STATED EXERCISE: Write out each line exactly as given. Leave the pictures out of your copy.

>> Begin PROVIDED INFORMATION

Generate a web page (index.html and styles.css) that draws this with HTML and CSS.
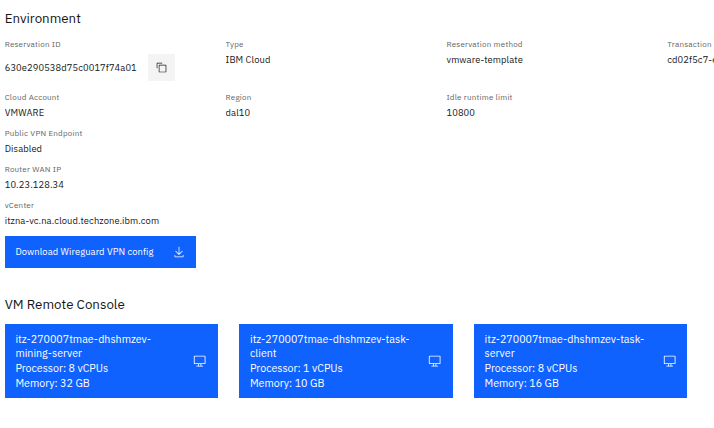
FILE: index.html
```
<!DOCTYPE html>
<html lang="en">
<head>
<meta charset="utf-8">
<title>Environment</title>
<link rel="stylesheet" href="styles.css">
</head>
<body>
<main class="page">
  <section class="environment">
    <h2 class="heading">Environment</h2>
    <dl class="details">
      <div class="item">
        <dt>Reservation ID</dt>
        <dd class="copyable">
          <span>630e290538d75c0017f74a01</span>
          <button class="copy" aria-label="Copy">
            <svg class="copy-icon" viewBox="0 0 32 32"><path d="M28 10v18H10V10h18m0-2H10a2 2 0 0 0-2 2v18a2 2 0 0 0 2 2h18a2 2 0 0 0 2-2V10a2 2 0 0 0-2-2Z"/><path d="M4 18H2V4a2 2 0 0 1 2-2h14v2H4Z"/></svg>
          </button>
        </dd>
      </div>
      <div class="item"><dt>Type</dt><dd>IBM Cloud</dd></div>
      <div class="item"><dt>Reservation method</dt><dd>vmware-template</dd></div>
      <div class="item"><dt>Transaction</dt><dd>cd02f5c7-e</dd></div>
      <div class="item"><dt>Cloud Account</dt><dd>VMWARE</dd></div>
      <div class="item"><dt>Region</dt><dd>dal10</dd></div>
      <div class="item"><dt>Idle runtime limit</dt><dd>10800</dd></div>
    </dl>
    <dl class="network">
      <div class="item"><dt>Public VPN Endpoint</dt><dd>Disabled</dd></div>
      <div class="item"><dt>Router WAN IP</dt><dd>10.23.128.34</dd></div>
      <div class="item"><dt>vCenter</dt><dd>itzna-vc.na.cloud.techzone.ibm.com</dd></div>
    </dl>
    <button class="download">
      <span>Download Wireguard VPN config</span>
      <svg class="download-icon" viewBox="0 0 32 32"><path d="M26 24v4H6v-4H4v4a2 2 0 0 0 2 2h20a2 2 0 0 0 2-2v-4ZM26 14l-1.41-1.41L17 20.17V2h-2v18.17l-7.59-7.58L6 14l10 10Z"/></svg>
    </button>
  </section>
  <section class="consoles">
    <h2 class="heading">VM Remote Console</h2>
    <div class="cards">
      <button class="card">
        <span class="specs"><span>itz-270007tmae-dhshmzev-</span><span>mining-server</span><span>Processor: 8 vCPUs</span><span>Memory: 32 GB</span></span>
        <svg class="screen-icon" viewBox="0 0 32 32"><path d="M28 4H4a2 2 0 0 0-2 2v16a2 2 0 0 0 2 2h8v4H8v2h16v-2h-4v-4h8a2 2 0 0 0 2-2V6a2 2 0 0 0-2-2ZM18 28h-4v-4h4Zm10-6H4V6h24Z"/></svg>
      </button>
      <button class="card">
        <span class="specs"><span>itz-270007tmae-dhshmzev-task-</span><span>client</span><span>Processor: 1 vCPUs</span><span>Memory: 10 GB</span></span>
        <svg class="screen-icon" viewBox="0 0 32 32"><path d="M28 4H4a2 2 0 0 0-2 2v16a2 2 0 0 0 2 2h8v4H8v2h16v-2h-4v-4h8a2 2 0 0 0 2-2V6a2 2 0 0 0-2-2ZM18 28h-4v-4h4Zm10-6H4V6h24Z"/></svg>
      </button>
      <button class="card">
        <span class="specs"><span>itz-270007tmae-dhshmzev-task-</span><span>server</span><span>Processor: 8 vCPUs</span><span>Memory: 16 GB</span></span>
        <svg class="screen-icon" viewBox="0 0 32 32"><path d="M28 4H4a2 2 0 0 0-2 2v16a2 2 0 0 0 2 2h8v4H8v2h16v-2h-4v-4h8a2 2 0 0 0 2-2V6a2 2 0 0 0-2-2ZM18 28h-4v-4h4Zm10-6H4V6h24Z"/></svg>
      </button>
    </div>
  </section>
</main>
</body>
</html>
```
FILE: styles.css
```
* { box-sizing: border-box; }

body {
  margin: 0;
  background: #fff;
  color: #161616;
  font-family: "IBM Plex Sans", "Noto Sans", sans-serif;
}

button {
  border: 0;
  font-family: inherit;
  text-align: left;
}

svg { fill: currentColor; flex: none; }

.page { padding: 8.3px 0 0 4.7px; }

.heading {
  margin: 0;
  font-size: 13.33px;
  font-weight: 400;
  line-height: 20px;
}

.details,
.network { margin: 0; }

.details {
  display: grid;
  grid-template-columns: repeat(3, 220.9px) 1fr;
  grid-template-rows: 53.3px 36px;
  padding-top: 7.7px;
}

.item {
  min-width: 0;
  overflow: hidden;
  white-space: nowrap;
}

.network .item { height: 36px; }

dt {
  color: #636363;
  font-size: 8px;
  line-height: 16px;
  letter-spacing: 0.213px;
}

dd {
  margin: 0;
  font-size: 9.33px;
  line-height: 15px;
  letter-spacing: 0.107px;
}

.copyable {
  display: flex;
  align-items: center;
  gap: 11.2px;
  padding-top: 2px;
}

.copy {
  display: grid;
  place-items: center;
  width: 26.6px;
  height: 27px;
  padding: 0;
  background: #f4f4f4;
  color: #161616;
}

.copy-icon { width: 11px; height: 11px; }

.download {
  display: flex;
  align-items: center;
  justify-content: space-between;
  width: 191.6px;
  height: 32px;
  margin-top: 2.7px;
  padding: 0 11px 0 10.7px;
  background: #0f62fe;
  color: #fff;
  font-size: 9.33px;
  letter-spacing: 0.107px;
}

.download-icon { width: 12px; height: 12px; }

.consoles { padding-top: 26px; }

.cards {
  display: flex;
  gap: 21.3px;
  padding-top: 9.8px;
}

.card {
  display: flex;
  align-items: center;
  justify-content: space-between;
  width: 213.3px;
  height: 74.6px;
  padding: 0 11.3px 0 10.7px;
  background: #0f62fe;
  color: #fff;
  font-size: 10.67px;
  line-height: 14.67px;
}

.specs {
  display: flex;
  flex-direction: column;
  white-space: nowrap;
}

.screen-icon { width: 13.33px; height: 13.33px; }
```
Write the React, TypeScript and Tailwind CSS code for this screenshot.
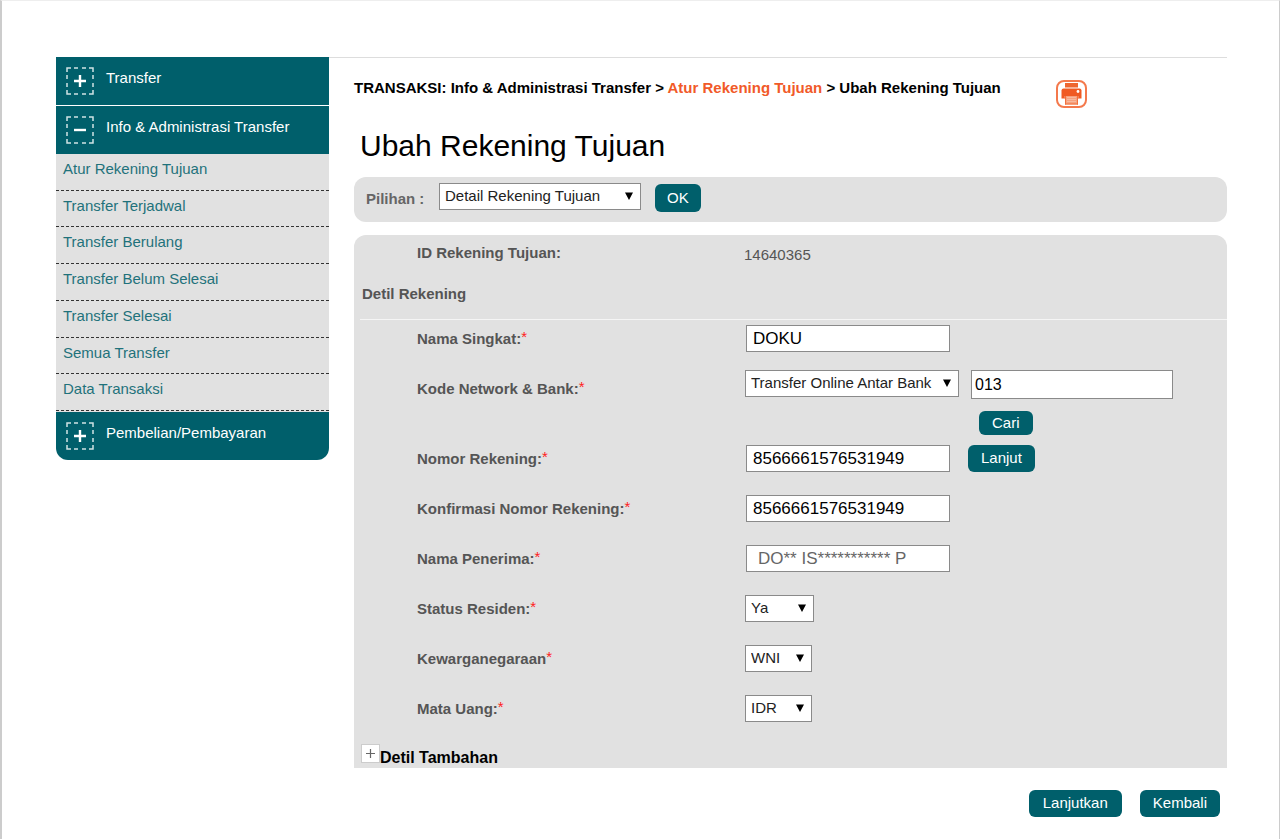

>> End PROVIDED INFORMATION

SOLUTION BELOW:
Generate a web page (index.html and styles.css) that draws this with HTML and CSS.
FILE: index.html
```
<!DOCTYPE html>
<html lang="en">
<head>
<meta charset="utf-8">
<title>Environment</title>
<link rel="stylesheet" href="styles.css">
</head>
<body>
<main class="page">
  <section class="environment">
    <h2 class="heading">Environment</h2>
    <dl class="details">
      <div class="item">
        <dt>Reservation ID</dt>
        <dd class="copyable">
          <span>630e290538d75c0017f74a01</span>
          <button class="copy" aria-label="Copy">
            <svg class="copy-icon" viewBox="0 0 32 32"><path d="M28 10v18H10V10h18m0-2H10a2 2 0 0 0-2 2v18a2 2 0 0 0 2 2h18a2 2 0 0 0 2-2V10a2 2 0 0 0-2-2Z"/><path d="M4 18H2V4a2 2 0 0 1 2-2h14v2H4Z"/></svg>
          </button>
        </dd>
      </div>
      <div class="item"><dt>Type</dt><dd>IBM Cloud</dd></div>
      <div class="item"><dt>Reservation method</dt><dd>vmware-template</dd></div>
      <div class="item"><dt>Transaction</dt><dd>cd02f5c7-e</dd></div>
      <div class="item"><dt>Cloud Account</dt><dd>VMWARE</dd></div>
      <div class="item"><dt>Region</dt><dd>dal10</dd></div>
      <div class="item"><dt>Idle runtime limit</dt><dd>10800</dd></div>
    </dl>
    <dl class="network">
      <div class="item"><dt>Public VPN Endpoint</dt><dd>Disabled</dd></div>
      <div class="item"><dt>Router WAN IP</dt><dd>10.23.128.34</dd></div>
      <div class="item"><dt>vCenter</dt><dd>itzna-vc.na.cloud.techzone.ibm.com</dd></div>
    </dl>
    <button class="download">
      <span>Download Wireguard VPN config</span>
      <svg class="download-icon" viewBox="0 0 32 32"><path d="M26 24v4H6v-4H4v4a2 2 0 0 0 2 2h20a2 2 0 0 0 2-2v-4ZM26 14l-1.41-1.41L17 20.17V2h-2v18.17l-7.59-7.58L6 14l10 10Z"/></svg>
    </button>
  </section>
  <section class="consoles">
    <h2 class="heading">VM Remote Console</h2>
    <div class="cards">
      <button class="card">
        <span class="specs"><span>itz-270007tmae-dhshmzev-</span><span>mining-server</span><span>Processor: 8 vCPUs</span><span>Memory: 32 GB</span></span>
        <svg class="screen-icon" viewBox="0 0 32 32"><path d="M28 4H4a2 2 0 0 0-2 2v16a2 2 0 0 0 2 2h8v4H8v2h16v-2h-4v-4h8a2 2 0 0 0 2-2V6a2 2 0 0 0-2-2ZM18 28h-4v-4h4Zm10-6H4V6h24Z"/></svg>
      </button>
      <button class="card">
        <span class="specs"><span>itz-270007tmae-dhshmzev-task-</span><span>client</span><span>Processor: 1 vCPUs</span><span>Memory: 10 GB</span></span>
        <svg class="screen-icon" viewBox="0 0 32 32"><path d="M28 4H4a2 2 0 0 0-2 2v16a2 2 0 0 0 2 2h8v4H8v2h16v-2h-4v-4h8a2 2 0 0 0 2-2V6a2 2 0 0 0-2-2ZM18 28h-4v-4h4Zm10-6H4V6h24Z"/></svg>
      </button>
      <button class="card">
        <span class="specs"><span>itz-270007tmae-dhshmzev-task-</span><span>server</span><span>Processor: 8 vCPUs</span><span>Memory: 16 GB</span></span>
        <svg class="screen-icon" viewBox="0 0 32 32"><path d="M28 4H4a2 2 0 0 0-2 2v16a2 2 0 0 0 2 2h8v4H8v2h16v-2h-4v-4h8a2 2 0 0 0 2-2V6a2 2 0 0 0-2-2ZM18 28h-4v-4h4Zm10-6H4V6h24Z"/></svg>
      </button>
    </div>
  </section>
</main>
</body>
</html>
```
FILE: styles.css
```
* { box-sizing: border-box; }

body {
  margin: 0;
  background: #fff;
  color: #161616;
  font-family: "IBM Plex Sans", "Noto Sans", sans-serif;
}

button {
  border: 0;
  font-family: inherit;
  text-align: left;
}

svg { fill: currentColor; flex: none; }

.page { padding: 8.3px 0 0 4.7px; }

.heading {
  margin: 0;
  font-size: 13.33px;
  font-weight: 400;
  line-height: 20px;
}

.details,
.network { margin: 0; }

.details {
  display: grid;
  grid-template-columns: repeat(3, 220.9px) 1fr;
  grid-template-rows: 53.3px 36px;
  padding-top: 7.7px;
}

.item {
  min-width: 0;
  overflow: hidden;
  white-space: nowrap;
}

.network .item { height: 36px; }

dt {
  color: #636363;
  font-size: 8px;
  line-height: 16px;
  letter-spacing: 0.213px;
}

dd {
  margin: 0;
  font-size: 9.33px;
  line-height: 15px;
  letter-spacing: 0.107px;
}

.copyable {
  display: flex;
  align-items: center;
  gap: 11.2px;
  padding-top: 2px;
}

.copy {
  display: grid;
  place-items: center;
  width: 26.6px;
  height: 27px;
  padding: 0;
  background: #f4f4f4;
  color: #161616;
}

.copy-icon { width: 11px; height: 11px; }

.download {
  display: flex;
  align-items: center;
  justify-content: space-between;
  width: 191.6px;
  height: 32px;
  margin-top: 2.7px;
  padding: 0 11px 0 10.7px;
  background: #0f62fe;
  color: #fff;
  font-size: 9.33px;
  letter-spacing: 0.107px;
}

.download-icon { width: 12px; height: 12px; }

.consoles { padding-top: 26px; }

.cards {
  display: flex;
  gap: 21.3px;
  padding-top: 9.8px;
}

.card {
  display: flex;
  align-items: center;
  justify-content: space-between;
  width: 213.3px;
  height: 74.6px;
  padding: 0 11.3px 0 10.7px;
  background: #0f62fe;
  color: #fff;
  font-size: 10.67px;
  line-height: 14.67px;
}

.specs {
  display: flex;
  flex-direction: column;
  white-space: nowrap;
}

.screen-icon { width: 13.33px; height: 13.33px; }
```
Write the React, TypeScript and Tailwind CSS code for this screenshot.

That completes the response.